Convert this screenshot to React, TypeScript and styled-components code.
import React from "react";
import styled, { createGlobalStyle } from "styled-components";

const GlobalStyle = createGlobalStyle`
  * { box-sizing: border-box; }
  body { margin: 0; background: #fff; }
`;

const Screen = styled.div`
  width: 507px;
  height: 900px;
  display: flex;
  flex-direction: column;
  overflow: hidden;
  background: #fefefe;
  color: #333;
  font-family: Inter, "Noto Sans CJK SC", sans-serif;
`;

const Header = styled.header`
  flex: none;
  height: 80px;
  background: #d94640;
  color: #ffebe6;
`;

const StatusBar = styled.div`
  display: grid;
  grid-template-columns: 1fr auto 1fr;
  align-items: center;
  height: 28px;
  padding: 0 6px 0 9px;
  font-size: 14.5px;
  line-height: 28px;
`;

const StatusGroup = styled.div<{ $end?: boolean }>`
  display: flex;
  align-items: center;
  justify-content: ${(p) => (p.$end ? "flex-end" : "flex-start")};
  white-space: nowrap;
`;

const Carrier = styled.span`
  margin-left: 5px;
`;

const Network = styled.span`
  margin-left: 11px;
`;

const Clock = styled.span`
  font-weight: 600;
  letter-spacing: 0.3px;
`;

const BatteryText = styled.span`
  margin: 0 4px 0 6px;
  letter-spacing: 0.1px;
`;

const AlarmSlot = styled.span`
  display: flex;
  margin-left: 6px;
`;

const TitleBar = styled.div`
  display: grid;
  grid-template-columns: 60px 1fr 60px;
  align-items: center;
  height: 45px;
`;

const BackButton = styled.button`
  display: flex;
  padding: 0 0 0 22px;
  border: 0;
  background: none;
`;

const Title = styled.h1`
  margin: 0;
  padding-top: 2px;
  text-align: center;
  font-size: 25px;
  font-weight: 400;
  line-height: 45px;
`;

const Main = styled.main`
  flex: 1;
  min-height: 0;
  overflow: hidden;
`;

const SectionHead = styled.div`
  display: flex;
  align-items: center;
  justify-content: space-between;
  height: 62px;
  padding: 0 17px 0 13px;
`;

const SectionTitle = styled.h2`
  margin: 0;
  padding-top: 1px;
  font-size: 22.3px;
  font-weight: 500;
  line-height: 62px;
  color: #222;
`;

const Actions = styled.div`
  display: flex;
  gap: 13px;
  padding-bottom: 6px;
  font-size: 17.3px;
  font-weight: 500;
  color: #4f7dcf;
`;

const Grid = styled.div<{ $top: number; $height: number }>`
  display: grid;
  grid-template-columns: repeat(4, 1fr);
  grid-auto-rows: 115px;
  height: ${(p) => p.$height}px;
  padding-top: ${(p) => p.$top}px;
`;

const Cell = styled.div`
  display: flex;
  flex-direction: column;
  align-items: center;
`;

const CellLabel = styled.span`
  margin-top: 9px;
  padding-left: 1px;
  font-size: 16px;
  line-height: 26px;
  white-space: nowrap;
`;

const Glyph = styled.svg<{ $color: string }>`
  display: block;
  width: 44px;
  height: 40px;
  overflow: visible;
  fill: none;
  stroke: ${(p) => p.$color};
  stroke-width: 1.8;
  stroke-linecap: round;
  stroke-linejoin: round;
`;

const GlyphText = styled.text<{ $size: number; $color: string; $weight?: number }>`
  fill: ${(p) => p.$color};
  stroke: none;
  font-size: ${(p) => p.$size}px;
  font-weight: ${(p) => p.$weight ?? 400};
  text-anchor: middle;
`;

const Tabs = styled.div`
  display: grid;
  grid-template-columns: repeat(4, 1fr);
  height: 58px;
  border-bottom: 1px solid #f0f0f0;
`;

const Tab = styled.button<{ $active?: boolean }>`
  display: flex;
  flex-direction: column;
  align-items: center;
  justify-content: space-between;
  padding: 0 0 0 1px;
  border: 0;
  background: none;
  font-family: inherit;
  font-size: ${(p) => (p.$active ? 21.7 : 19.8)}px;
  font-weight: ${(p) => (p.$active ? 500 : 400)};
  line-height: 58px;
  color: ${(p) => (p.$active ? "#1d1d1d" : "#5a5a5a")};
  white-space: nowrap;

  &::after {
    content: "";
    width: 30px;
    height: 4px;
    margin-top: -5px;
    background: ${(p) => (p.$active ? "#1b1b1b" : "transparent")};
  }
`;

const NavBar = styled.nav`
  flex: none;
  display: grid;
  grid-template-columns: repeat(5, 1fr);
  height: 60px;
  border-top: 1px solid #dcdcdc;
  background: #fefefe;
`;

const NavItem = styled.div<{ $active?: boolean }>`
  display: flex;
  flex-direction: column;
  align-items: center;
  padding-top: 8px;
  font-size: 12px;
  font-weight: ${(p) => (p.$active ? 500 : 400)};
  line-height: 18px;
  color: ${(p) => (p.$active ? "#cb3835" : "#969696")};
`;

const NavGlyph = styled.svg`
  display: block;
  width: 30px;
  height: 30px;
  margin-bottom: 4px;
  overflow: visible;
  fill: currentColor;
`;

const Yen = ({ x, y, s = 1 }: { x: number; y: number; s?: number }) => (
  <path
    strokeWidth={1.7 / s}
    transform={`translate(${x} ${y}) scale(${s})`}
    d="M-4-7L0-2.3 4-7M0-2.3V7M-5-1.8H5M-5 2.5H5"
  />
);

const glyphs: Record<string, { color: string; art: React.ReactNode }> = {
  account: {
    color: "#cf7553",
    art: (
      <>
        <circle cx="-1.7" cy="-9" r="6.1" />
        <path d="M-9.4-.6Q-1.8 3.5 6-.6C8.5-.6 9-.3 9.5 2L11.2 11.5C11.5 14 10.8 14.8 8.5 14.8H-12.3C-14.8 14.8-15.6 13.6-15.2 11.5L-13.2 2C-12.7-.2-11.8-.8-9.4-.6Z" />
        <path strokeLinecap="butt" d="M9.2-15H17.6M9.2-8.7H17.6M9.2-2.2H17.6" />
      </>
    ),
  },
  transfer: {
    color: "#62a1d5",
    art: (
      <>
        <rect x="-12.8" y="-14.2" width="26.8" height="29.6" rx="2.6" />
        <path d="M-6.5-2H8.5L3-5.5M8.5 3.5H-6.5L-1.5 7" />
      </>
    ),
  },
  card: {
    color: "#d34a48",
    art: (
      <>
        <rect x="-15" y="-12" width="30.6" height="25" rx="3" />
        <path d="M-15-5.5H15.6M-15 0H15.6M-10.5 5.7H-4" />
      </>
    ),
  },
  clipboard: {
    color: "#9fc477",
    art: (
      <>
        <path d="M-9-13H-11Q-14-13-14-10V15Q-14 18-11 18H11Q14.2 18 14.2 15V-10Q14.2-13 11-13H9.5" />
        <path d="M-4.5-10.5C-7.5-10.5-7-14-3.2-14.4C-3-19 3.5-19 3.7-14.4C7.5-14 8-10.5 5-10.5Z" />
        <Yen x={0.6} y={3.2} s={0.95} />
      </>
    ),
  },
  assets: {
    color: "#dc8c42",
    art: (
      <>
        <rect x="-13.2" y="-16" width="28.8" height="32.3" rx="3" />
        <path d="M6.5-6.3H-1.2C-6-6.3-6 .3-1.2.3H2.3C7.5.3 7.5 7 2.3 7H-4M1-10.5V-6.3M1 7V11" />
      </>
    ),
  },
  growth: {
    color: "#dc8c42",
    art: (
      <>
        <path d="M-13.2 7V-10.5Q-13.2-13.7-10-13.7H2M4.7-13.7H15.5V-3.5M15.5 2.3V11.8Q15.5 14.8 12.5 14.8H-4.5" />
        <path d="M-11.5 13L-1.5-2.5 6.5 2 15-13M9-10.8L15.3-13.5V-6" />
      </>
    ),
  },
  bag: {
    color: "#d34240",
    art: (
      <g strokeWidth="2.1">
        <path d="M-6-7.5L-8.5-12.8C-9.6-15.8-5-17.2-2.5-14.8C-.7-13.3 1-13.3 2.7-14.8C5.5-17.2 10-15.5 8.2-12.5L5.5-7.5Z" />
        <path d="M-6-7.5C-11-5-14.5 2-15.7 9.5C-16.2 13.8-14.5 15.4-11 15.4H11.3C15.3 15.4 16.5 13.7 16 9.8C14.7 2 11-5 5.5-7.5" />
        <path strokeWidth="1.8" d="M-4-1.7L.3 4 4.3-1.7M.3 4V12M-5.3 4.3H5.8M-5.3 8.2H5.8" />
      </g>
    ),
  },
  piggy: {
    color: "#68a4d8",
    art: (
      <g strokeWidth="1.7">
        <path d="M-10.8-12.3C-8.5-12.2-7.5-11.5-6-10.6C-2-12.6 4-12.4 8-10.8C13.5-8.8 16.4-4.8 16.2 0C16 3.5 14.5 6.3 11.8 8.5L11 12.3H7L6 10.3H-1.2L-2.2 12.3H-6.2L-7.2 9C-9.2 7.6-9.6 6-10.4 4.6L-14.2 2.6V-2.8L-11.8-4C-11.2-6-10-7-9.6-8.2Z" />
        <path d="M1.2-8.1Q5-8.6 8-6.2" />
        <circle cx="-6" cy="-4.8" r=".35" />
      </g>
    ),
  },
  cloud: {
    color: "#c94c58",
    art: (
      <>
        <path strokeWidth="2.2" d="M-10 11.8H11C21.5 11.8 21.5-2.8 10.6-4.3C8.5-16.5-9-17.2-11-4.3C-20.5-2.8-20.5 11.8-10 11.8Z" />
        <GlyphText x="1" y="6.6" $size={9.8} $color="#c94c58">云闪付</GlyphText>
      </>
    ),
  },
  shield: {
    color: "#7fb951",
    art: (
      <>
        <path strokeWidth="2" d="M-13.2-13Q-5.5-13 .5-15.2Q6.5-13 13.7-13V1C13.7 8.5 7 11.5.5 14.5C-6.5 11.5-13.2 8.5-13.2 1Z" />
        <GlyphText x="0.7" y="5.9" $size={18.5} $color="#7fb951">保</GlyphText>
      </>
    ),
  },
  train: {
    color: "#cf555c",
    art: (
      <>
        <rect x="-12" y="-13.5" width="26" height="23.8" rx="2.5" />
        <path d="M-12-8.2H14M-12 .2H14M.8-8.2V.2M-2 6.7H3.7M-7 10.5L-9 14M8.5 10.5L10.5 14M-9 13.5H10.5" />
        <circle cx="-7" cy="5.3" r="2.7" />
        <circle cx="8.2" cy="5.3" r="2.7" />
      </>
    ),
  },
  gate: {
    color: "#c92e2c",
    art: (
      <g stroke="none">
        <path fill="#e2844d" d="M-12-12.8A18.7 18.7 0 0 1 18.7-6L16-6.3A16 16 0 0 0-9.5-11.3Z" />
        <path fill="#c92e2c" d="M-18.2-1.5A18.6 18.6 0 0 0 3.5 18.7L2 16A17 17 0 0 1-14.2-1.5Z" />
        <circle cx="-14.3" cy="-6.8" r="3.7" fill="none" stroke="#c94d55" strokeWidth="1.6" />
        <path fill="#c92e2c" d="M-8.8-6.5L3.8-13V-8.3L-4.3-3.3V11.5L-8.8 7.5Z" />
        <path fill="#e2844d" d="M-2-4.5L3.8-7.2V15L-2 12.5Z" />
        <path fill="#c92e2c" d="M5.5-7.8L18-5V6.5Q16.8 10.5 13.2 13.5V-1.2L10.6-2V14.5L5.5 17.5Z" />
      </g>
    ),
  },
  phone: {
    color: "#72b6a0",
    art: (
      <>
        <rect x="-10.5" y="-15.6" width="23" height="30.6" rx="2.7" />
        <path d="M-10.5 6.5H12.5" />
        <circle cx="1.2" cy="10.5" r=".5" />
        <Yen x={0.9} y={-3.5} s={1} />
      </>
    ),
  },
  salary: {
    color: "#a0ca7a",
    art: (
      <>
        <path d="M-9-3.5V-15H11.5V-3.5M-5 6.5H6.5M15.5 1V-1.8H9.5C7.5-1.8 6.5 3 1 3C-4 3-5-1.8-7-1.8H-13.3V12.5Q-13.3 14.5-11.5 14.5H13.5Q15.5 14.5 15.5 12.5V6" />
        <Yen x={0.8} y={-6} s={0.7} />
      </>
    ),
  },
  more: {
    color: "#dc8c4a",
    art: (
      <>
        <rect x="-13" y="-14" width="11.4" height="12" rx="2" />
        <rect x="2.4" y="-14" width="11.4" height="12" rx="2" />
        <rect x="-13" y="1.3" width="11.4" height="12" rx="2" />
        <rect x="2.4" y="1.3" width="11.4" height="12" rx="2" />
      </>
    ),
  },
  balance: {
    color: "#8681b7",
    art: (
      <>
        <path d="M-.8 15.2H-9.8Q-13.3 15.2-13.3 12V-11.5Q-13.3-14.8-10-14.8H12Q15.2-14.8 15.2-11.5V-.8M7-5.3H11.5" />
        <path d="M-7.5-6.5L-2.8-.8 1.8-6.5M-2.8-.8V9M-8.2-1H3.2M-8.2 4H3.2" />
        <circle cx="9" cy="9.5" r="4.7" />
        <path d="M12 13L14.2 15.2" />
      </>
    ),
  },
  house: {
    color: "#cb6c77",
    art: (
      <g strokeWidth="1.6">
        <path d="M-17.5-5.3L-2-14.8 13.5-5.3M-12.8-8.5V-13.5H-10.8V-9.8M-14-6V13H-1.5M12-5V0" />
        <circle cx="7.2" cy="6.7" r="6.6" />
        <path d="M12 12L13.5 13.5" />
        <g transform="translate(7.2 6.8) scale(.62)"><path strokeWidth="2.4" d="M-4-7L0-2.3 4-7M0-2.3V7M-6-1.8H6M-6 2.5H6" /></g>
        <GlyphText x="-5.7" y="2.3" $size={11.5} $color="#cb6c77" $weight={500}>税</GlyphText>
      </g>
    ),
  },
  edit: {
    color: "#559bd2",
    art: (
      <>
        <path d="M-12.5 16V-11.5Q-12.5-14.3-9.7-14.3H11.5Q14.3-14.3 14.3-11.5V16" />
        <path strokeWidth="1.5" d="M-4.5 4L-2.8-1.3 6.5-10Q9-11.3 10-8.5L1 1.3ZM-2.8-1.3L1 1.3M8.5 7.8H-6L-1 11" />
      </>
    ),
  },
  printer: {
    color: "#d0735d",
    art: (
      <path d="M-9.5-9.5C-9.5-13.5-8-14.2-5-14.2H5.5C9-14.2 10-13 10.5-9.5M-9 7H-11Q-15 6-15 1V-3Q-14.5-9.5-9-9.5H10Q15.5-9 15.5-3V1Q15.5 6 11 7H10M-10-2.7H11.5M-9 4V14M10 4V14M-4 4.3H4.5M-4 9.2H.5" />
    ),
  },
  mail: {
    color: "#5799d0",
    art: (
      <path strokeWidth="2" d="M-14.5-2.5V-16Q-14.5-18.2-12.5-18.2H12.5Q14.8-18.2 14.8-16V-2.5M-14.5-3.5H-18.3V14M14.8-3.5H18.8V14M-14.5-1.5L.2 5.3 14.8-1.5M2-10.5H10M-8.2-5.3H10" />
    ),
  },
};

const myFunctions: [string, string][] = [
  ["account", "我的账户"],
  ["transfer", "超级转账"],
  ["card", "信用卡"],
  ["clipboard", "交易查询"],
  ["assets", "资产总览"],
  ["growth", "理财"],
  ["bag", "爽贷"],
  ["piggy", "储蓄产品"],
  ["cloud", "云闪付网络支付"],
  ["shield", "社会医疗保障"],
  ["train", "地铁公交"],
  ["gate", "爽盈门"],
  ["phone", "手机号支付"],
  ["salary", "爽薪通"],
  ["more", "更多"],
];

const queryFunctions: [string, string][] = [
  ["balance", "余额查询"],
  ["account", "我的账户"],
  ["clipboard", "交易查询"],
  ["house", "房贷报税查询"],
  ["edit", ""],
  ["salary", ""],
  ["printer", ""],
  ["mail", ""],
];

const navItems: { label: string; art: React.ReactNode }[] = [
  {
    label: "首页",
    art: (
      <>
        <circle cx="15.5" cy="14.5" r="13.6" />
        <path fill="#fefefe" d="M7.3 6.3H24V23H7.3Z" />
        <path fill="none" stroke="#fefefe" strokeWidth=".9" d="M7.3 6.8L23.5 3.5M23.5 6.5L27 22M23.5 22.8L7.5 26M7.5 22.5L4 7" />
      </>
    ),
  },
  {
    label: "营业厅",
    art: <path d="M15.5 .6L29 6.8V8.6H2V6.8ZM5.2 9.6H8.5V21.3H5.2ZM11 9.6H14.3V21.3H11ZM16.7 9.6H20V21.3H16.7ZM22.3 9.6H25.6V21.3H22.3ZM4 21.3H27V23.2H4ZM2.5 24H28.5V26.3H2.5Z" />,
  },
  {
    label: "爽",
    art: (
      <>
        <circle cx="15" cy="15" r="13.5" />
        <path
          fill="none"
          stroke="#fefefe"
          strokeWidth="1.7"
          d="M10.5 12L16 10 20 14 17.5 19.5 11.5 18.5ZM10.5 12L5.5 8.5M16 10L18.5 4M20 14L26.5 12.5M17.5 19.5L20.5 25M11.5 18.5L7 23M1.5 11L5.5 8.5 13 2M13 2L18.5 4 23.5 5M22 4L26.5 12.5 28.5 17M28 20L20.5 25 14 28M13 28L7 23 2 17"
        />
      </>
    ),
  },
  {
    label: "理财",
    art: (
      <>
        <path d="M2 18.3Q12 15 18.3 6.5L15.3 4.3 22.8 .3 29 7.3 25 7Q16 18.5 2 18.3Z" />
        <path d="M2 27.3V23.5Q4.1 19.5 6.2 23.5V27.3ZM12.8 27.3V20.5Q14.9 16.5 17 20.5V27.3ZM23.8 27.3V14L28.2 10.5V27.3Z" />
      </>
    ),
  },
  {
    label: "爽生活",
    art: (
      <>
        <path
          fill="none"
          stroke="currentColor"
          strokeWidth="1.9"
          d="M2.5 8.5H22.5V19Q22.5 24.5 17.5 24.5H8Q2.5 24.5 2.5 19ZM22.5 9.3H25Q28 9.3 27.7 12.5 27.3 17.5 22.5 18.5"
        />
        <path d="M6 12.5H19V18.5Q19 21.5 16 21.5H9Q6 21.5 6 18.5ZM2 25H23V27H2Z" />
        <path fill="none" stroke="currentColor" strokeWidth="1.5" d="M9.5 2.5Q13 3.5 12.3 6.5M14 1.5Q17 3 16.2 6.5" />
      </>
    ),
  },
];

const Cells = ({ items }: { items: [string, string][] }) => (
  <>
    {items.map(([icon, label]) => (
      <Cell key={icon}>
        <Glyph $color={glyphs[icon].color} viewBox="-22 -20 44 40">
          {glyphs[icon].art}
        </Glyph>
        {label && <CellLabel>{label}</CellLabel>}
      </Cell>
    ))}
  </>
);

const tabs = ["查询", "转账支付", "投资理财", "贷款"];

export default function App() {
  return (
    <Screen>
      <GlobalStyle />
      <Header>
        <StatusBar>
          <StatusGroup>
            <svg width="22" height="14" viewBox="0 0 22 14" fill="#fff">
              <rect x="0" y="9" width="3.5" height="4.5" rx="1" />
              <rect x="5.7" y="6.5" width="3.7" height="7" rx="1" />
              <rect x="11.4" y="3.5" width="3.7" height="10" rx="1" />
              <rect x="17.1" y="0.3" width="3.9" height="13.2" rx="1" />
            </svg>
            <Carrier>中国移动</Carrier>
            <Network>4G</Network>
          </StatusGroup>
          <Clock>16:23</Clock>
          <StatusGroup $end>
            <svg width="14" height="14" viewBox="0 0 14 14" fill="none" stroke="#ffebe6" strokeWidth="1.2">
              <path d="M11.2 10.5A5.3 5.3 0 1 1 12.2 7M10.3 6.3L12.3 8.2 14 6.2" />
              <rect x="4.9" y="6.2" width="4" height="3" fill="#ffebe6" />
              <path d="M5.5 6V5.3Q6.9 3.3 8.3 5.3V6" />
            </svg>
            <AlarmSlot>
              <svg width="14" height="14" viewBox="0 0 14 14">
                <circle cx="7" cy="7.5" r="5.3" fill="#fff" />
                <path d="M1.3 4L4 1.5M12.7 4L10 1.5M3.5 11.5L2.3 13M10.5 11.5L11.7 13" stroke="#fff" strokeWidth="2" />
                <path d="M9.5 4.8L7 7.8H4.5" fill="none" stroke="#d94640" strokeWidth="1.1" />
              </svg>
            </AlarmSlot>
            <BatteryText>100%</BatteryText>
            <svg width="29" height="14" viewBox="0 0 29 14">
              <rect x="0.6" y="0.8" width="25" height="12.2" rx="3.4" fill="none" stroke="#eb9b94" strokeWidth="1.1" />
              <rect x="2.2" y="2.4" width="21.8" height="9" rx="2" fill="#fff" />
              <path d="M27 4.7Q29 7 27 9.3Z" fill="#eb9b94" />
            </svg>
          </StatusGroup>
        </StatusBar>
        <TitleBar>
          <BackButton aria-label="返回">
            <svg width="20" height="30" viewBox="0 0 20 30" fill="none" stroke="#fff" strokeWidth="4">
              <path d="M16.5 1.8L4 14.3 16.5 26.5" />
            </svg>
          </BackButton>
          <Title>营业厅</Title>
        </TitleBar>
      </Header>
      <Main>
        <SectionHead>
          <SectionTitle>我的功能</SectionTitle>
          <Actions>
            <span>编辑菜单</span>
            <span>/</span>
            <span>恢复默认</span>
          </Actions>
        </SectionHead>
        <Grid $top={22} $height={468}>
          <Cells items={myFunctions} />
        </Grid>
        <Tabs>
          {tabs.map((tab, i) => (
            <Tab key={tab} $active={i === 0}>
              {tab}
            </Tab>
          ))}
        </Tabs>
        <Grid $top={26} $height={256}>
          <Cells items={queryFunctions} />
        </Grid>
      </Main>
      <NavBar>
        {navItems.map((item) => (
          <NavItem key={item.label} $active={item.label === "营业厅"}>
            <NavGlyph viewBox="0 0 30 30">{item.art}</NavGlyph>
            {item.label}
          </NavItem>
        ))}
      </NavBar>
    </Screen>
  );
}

(WHAT IS EXPECTED): Pick out every line with the string "React" and copy it.

(WORKED ANSWER):
Convert this screenshot to React, TypeScript and styled-components code.
import React from "react";
const glyphs: Record<string, { color: string; art: React.ReactNode }> = {
const navItems: { label: string; art: React.ReactNode }[] = [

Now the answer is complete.